Write the data out again in full, with no departure from the original.

● **Data provided**
◇ ◇ ◇ ◇ ◇ ◇ ◇
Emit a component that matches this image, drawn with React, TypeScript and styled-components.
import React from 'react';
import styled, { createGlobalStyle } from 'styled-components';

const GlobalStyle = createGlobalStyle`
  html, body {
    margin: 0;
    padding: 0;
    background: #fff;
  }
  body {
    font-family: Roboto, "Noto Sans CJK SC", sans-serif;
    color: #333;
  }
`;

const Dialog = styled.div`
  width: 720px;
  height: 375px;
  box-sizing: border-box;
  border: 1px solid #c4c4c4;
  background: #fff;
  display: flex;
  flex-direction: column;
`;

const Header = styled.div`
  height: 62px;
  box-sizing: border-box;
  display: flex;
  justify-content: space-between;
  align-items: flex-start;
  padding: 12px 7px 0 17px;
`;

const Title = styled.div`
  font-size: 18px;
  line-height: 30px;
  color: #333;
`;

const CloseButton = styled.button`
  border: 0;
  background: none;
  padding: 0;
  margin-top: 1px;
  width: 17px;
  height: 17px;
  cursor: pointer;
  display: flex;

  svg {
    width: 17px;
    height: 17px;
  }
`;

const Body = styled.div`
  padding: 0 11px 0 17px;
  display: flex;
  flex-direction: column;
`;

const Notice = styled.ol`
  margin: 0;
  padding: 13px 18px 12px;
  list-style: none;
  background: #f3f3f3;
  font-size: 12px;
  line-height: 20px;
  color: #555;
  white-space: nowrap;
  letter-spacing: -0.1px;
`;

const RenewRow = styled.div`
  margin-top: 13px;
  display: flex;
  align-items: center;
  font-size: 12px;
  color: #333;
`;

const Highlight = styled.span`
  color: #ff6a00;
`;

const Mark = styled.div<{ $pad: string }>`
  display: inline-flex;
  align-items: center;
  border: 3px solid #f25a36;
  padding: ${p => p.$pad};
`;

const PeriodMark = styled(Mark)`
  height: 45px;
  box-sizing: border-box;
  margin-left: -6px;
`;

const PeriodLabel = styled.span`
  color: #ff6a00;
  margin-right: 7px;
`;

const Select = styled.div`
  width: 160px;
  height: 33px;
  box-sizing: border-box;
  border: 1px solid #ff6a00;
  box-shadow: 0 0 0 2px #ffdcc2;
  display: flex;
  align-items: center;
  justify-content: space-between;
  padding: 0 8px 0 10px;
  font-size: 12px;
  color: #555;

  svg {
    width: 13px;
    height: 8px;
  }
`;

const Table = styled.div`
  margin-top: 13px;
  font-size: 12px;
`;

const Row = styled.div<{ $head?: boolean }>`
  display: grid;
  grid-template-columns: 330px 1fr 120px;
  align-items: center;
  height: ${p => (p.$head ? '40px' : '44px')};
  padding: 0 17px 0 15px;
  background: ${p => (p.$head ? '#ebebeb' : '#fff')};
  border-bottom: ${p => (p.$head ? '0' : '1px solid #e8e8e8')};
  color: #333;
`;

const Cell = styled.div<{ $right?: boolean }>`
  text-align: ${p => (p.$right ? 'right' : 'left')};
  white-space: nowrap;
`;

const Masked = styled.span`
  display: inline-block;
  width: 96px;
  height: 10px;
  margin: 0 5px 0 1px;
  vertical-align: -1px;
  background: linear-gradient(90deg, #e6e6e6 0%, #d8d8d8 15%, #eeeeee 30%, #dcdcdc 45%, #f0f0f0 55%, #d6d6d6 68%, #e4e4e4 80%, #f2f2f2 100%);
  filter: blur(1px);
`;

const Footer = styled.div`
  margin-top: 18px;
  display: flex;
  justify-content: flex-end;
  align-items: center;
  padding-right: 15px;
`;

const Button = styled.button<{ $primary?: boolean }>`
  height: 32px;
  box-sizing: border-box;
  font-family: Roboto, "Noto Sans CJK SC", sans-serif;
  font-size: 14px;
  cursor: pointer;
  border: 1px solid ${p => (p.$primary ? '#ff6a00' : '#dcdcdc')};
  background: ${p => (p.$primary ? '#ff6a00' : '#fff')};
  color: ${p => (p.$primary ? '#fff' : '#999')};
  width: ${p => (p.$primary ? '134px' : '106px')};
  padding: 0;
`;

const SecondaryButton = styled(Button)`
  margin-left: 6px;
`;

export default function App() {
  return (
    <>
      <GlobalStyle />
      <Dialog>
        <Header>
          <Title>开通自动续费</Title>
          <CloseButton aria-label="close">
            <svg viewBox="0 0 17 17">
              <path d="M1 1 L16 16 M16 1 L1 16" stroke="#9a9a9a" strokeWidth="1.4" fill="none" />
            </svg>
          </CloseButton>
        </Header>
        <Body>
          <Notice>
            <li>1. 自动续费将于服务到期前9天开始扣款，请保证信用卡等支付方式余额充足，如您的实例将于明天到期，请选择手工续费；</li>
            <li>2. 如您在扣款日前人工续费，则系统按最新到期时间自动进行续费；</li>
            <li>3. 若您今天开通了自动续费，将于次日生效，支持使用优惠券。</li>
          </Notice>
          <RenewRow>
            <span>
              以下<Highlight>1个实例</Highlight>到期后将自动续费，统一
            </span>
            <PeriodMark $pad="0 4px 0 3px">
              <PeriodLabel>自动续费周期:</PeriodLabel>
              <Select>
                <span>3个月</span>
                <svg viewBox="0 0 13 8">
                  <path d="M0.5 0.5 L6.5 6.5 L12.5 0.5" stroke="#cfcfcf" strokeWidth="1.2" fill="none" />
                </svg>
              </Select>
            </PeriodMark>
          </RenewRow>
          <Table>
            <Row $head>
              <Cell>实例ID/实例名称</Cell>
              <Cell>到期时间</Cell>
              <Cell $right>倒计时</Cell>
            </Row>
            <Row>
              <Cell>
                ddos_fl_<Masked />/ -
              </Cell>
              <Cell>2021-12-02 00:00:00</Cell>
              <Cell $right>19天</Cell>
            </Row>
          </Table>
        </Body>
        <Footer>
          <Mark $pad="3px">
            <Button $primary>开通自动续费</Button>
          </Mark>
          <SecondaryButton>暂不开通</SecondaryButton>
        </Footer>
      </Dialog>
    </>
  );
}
◇ ◇ ◇ ◇ ◇ ◇ ◇
● **Answer to the problem**
Emit a component that matches this image, drawn with React, TypeScript and styled-components.
import React from 'react';
import styled, { createGlobalStyle } from 'styled-components';

const GlobalStyle = createGlobalStyle`
  html, body {
    margin: 0;
    padding: 0;
    background: #fff;
  }
  body {
    font-family: Roboto, "Noto Sans CJK SC", sans-serif;
    color: #333;
  }
`;

const Dialog = styled.div`
  width: 720px;
  height: 375px;
  box-sizing: border-box;
  border: 1px solid #c4c4c4;
  background: #fff;
  display: flex;
  flex-direction: column;
`;

const Header = styled.div`
  height: 62px;
  box-sizing: border-box;
  display: flex;
  justify-content: space-between;
  align-items: flex-start;
  padding: 12px 7px 0 17px;
`;

const Title = styled.div`
  font-size: 18px;
  line-height: 30px;
  color: #333;
`;

const CloseButton = styled.button`
  border: 0;
  background: none;
  padding: 0;
  margin-top: 1px;
  width: 17px;
  height: 17px;
  cursor: pointer;
  display: flex;

  svg {
    width: 17px;
    height: 17px;
  }
`;

const Body = styled.div`
  padding: 0 11px 0 17px;
  display: flex;
  flex-direction: column;
`;

const Notice = styled.ol`
  margin: 0;
  padding: 13px 18px 12px;
  list-style: none;
  background: #f3f3f3;
  font-size: 12px;
  line-height: 20px;
  color: #555;
  white-space: nowrap;
  letter-spacing: -0.1px;
`;

const RenewRow = styled.div`
  margin-top: 13px;
  display: flex;
  align-items: center;
  font-size: 12px;
  color: #333;
`;

const Highlight = styled.span`
  color: #ff6a00;
`;

const Mark = styled.div<{ $pad: string }>`
  display: inline-flex;
  align-items: center;
  border: 3px solid #f25a36;
  padding: ${p => p.$pad};
`;

const PeriodMark = styled(Mark)`
  height: 45px;
  box-sizing: border-box;
  margin-left: -6px;
`;

const PeriodLabel = styled.span`
  color: #ff6a00;
  margin-right: 7px;
`;

const Select = styled.div`
  width: 160px;
  height: 33px;
  box-sizing: border-box;
  border: 1px solid #ff6a00;
  box-shadow: 0 0 0 2px #ffdcc2;
  display: flex;
  align-items: center;
  justify-content: space-between;
  padding: 0 8px 0 10px;
  font-size: 12px;
  color: #555;

  svg {
    width: 13px;
    height: 8px;
  }
`;

const Table = styled.div`
  margin-top: 13px;
  font-size: 12px;
`;

const Row = styled.div<{ $head?: boolean }>`
  display: grid;
  grid-template-columns: 330px 1fr 120px;
  align-items: center;
  height: ${p => (p.$head ? '40px' : '44px')};
  padding: 0 17px 0 15px;
  background: ${p => (p.$head ? '#ebebeb' : '#fff')};
  border-bottom: ${p => (p.$head ? '0' : '1px solid #e8e8e8')};
  color: #333;
`;

const Cell = styled.div<{ $right?: boolean }>`
  text-align: ${p => (p.$right ? 'right' : 'left')};
  white-space: nowrap;
`;

const Masked = styled.span`
  display: inline-block;
  width: 96px;
  height: 10px;
  margin: 0 5px 0 1px;
  vertical-align: -1px;
  background: linear-gradient(90deg, #e6e6e6 0%, #d8d8d8 15%, #eeeeee 30%, #dcdcdc 45%, #f0f0f0 55%, #d6d6d6 68%, #e4e4e4 80%, #f2f2f2 100%);
  filter: blur(1px);
`;

const Footer = styled.div`
  margin-top: 18px;
  display: flex;
  justify-content: flex-end;
  align-items: center;
  padding-right: 15px;
`;

const Button = styled.button<{ $primary?: boolean }>`
  height: 32px;
  box-sizing: border-box;
  font-family: Roboto, "Noto Sans CJK SC", sans-serif;
  font-size: 14px;
  cursor: pointer;
  border: 1px solid ${p => (p.$primary ? '#ff6a00' : '#dcdcdc')};
  background: ${p => (p.$primary ? '#ff6a00' : '#fff')};
  color: ${p => (p.$primary ? '#fff' : '#999')};
  width: ${p => (p.$primary ? '134px' : '106px')};
  padding: 0;
`;

const SecondaryButton = styled(Button)`
  margin-left: 6px;
`;

export default function App() {
  return (
    <>
      <GlobalStyle />
      <Dialog>
        <Header>
          <Title>开通自动续费</Title>
          <CloseButton aria-label="close">
            <svg viewBox="0 0 17 17">
              <path d="M1 1 L16 16 M16 1 L1 16" stroke="#9a9a9a" strokeWidth="1.4" fill="none" />
            </svg>
          </CloseButton>
        </Header>
        <Body>
          <Notice>
            <li>1. 自动续费将于服务到期前9天开始扣款，请保证信用卡等支付方式余额充足，如您的实例将于明天到期，请选择手工续费；</li>
            <li>2. 如您在扣款日前人工续费，则系统按最新到期时间自动进行续费；</li>
            <li>3. 若您今天开通了自动续费，将于次日生效，支持使用优惠券。</li>
          </Notice>
          <RenewRow>
            <span>
              以下<Highlight>1个实例</Highlight>到期后将自动续费，统一
            </span>
            <PeriodMark $pad="0 4px 0 3px">
              <PeriodLabel>自动续费周期:</PeriodLabel>
              <Select>
                <span>3个月</span>
                <svg viewBox="0 0 13 8">
                  <path d="M0.5 0.5 L6.5 6.5 L12.5 0.5" stroke="#cfcfcf" strokeWidth="1.2" fill="none" />
                </svg>
              </Select>
            </PeriodMark>
          </RenewRow>
          <Table>
            <Row $head>
              <Cell>实例ID/实例名称</Cell>
              <Cell>到期时间</Cell>
              <Cell $right>倒计时</Cell>
            </Row>
            <Row>
              <Cell>
                ddos_fl_<Masked />/ -
              </Cell>
              <Cell>2021-12-02 00:00:00</Cell>
              <Cell $right>19天</Cell>
            </Row>
          </Table>
        </Body>
        <Footer>
          <Mark $pad="3px">
            <Button $primary>开通自动续费</Button>
          </Mark>
          <SecondaryButton>暂不开通</SecondaryButton>
        </Footer>
      </Dialog>
    </>
  );
}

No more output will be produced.